The database can insert data either in serial mode, where one process executes the statement, or in parallel mode, where multiple processes work together simultaneously to run a single SQL statement. The latter is referred to as parallel execution.

##数据库能够以串行模式插入数据,也能够以并行模式插入数据,并行模式也就是并行执行

The following are benefits of direct-path INSERT:

##下面列出了direct-path INSERT的优势:

  • During direct-path INSERT, you can disable the logging of redo and undo entries to reduce load time. Conventional insert operations, in contrast, must always log such entries, because those operations reuse free space and maintain referential integrity.##使用直接路径加载数据时你可以禁止产生redo和undo的日志,以此来缩短加载时间。相比之下传统路径加载总是会产生这些日志条目。

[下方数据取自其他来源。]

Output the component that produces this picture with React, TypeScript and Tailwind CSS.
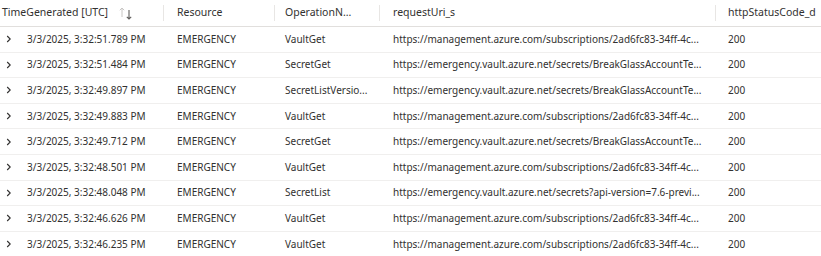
import React from 'react'

const rows = [
  ['3/3/2025, 3:32:51.789 PM', 'EMERGENCY', 'VaultGet', 'https://management.azure.com/subscriptions/2ad6fc83-34ff-4c...', '200'],
  ['3/3/2025, 3:32:51.484 PM', 'EMERGENCY', 'SecretGet', 'https://emergency.vault.azure.net/secrets/BreakGlassAccountTe...', '200'],
  ['3/3/2025, 3:32:49.897 PM', 'EMERGENCY', 'SecretListVersio...', 'https://emergency.vault.azure.net/secrets/BreakGlassAccountTe...', '200'],
  ['3/3/2025, 3:32:49.883 PM', 'EMERGENCY', 'VaultGet', 'https://management.azure.com/subscriptions/2ad6fc83-34ff-4c...', '200'],
  ['3/3/2025, 3:32:49.712 PM', 'EMERGENCY', 'SecretGet', 'https://emergency.vault.azure.net/secrets/BreakGlassAccountTe...', '200'],
  ['3/3/2025, 3:32:48.501 PM', 'EMERGENCY', 'VaultGet', 'https://management.azure.com/subscriptions/2ad6fc83-34ff-4c...', '200'],
  ['3/3/2025, 3:32:48.048 PM', 'EMERGENCY', 'SecretList', 'https://emergency.vault.azure.net/secrets?api-version=7.6-previ...', '200'],
  ['3/3/2025, 3:32:46.626 PM', 'EMERGENCY', 'VaultGet', 'https://management.azure.com/subscriptions/2ad6fc83-34ff-4c...', '200'],
  ['3/3/2025, 3:32:46.235 PM', 'EMERGENCY', 'VaultGet', 'https://management.azure.com/subscriptions/2ad6fc83-34ff-4c...', '200'],
]

function SortIcon() {
  return (
    <svg width="16" height="14" viewBox="0 0 16 14" className="ml-[10px] shrink-0">
      {/* faded up arrow */}
      <path d="M4 11 V2 M1.8 4.2 L4 2 L6.2 4.2" stroke="#c8c6c4" strokeWidth="1" fill="none" />
      {/* dark down arrow */}
      <path d="M11 4 V13 M8.8 10.8 L11 13 L13.2 10.8" stroke="#605e5c" strokeWidth="1.1" fill="none" />
    </svg>
  )
}

function Chevron() {
  return (
    <svg width="8" height="10" viewBox="0 0 8 10">
      <path d="M2.2 2 L5.2 5 L2.2 8" stroke="#323130" strokeWidth="1.1" fill="none" />
    </svg>
  )
}

const cols = 'grid grid-cols-[164px_111px_105px_336px_105px]'

export default function App() {
  return (
    <div
      className="w-[821px] h-[256px] overflow-hidden bg-white text-[10px] text-[#323130]"
      style={{ fontFamily: '"Noto Sans", "Open Sans", sans-serif' }}
    >
      <div className={`${cols} h-[27px] items-center border-b border-[#e1dfdd] text-[10.5px]`}>
        <div className="flex items-center pl-[2px] h-full relative">
          <span className="whitespace-nowrap">TimeGenerated [UTC]</span>
          <SortIcon />
          <span className="absolute right-0 top-[5px] h-[16px] w-px bg-[#e8e6e4]" />
        </div>
        <div className="flex items-center pl-[13px] h-full relative">
          Resource
          <span className="absolute right-0 top-[5px] h-[16px] w-px bg-[#e8e6e4]" />
        </div>
        <div className="flex items-center pl-[10px] h-full relative">
          OperationN...
          <span className="absolute right-0 top-[5px] h-[16px] w-px bg-[#e8e6e4]" />
        </div>
        <div className="flex items-center pl-[13px] h-full relative">
          requestUri_s
          <span className="absolute right-0 top-[5px] h-[16px] w-px bg-[#e8e6e4]" />
        </div>
        <div className="flex items-center pl-[12px] h-full whitespace-nowrap">httpStatusCode_d</div>
      </div>
      {rows.map((r, i) => (
        <div key={i} className={`${cols} h-[25.6px] items-center border-b border-[#f0efee]`}>
          <div className="flex items-center whitespace-nowrap">
            <span className="w-[27px] pl-[5px] flex items-center shrink-0">
              <Chevron />
            </span>
            {r[0]}
          </div>
          <div className="pl-[13px] whitespace-nowrap">{r[1]}</div>
          <div className="pl-[10px] whitespace-nowrap">{r[2]}</div>
          <div className="pl-[13px] whitespace-nowrap overflow-hidden">{r[3]}</div>
          <div className="pl-[12px]">{r[4]}</div>
        </div>
      ))}
    </div>
  )
}
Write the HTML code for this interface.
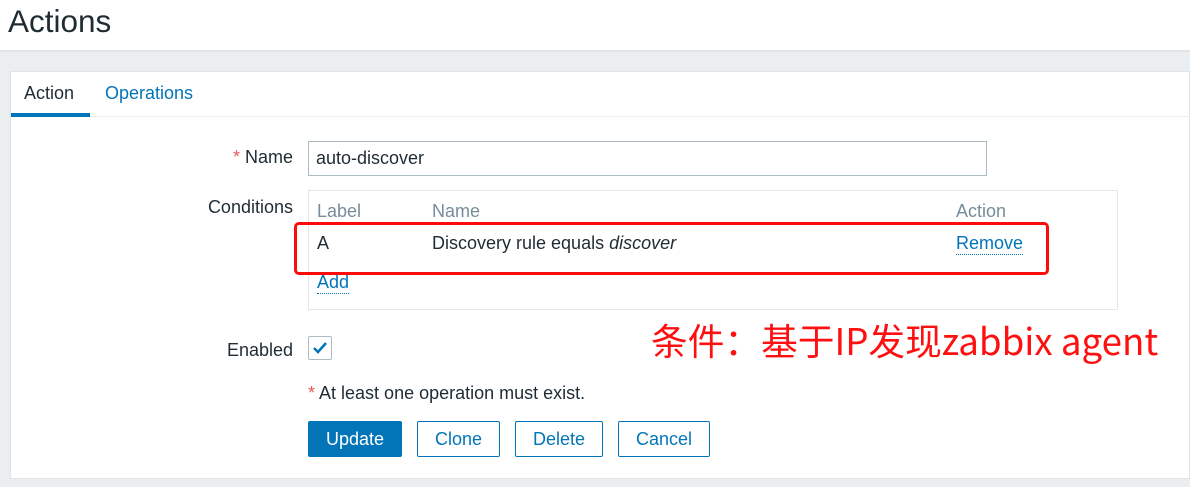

  • Direct-path INSERT operations ensure atomicity of the transaction, even when run in parallel mode. Atomicity cannot be guaranteed during parallel direct-path loads (using SQL*Loader).##Direct-pathINSERT操作能够确保事物的原子性,即使使用并行模式。但是direct-path loads(using SQL*Loader)不能保证事物的原子性。

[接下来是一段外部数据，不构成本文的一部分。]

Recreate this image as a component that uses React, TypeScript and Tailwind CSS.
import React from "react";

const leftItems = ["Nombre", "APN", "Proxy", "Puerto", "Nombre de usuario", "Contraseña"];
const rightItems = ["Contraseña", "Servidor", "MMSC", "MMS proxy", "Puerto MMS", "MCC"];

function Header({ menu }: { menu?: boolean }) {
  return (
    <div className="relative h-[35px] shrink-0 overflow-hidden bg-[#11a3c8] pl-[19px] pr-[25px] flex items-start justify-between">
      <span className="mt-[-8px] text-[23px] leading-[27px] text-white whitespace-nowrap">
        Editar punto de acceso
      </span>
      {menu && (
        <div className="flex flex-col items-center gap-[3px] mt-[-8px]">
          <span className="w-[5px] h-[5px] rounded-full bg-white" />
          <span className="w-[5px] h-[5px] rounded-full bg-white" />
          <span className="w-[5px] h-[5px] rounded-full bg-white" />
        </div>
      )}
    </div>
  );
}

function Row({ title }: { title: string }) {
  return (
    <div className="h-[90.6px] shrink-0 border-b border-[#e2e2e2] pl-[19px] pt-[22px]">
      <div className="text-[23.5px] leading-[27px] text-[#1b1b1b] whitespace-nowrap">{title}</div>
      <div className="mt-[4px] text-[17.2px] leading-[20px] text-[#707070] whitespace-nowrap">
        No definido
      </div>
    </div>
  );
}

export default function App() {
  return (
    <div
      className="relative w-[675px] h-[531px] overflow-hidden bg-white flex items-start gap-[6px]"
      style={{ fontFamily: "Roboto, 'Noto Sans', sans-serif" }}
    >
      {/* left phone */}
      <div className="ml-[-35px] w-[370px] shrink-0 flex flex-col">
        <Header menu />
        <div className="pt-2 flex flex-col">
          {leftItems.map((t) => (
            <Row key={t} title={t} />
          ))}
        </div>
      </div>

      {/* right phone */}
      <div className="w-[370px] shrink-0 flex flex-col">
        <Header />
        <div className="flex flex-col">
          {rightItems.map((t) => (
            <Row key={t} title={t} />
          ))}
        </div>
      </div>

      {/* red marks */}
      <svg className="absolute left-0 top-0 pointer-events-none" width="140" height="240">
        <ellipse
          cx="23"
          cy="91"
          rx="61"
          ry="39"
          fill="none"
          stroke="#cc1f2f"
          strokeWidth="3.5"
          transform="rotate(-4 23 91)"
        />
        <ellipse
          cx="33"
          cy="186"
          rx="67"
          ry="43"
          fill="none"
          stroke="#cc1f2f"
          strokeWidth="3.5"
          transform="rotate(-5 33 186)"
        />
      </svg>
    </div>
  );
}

When performing parallel direct-path loads, one notable difference between SQL*Loader and INSERT statements is the following: If errors occur during parallel direct-path loads with SQL*Loader, the load completes, but some indexes could be marked UNUSABLE at the end of the load. Parallel direct-path INSERT, in contrast, rolls back the statement if errors occur during index update.##当使用parallel direct-path loads时,需要注意的是,和direct-path INSERT不一样,如果在使用SQL*Loader进行parallel direct-path loads数据导入时出错,那么数据导入完成,但是索引会被标记为失效。相比之下Parallel direct-path INSERT如果在更新索引的时候出错,那么事物会回滚。

Note:

A conventional INSERT operation checks for violations of NOTNULL constraints during the insert. Therefore, if a NOTNULL constraint is violated for a conventional INSERT operation, then the error is returned during the insert. A direct-path INSERT operation checks for violations of NOTNULL constraints before the insert. Therefore, if a NOTNULL constraint is violated for a direct-path INSERT operation, then the error is returned before the insert.
##传统路径插入是在插入过程中检查是否违反非空约束,因此,如果插入的数据违反了非空约束,那么会在插入过程中报错。直接路径插入在插入之前检查数据是否违反非空约束,因此,如果违反非空约束,那么会在插入之前报错。

How Direct-Path INSERT Works

You can use direct-path INSERT on both partitioned and nonpartitioned tables.

##可以对分区表和非分区表使用direct-path INSERT

Serial Direct-Path INSERT into Partitioned or Nonpartitioned Tables

The single process inserts data beyond the current high water mark of the table segment or of each partition segment. (Thehigh-water mark is the level at which blocks have never been formatted to receive data.) When a COMMIT runs, the high-water mark is updated to the new value, making the data visible to users.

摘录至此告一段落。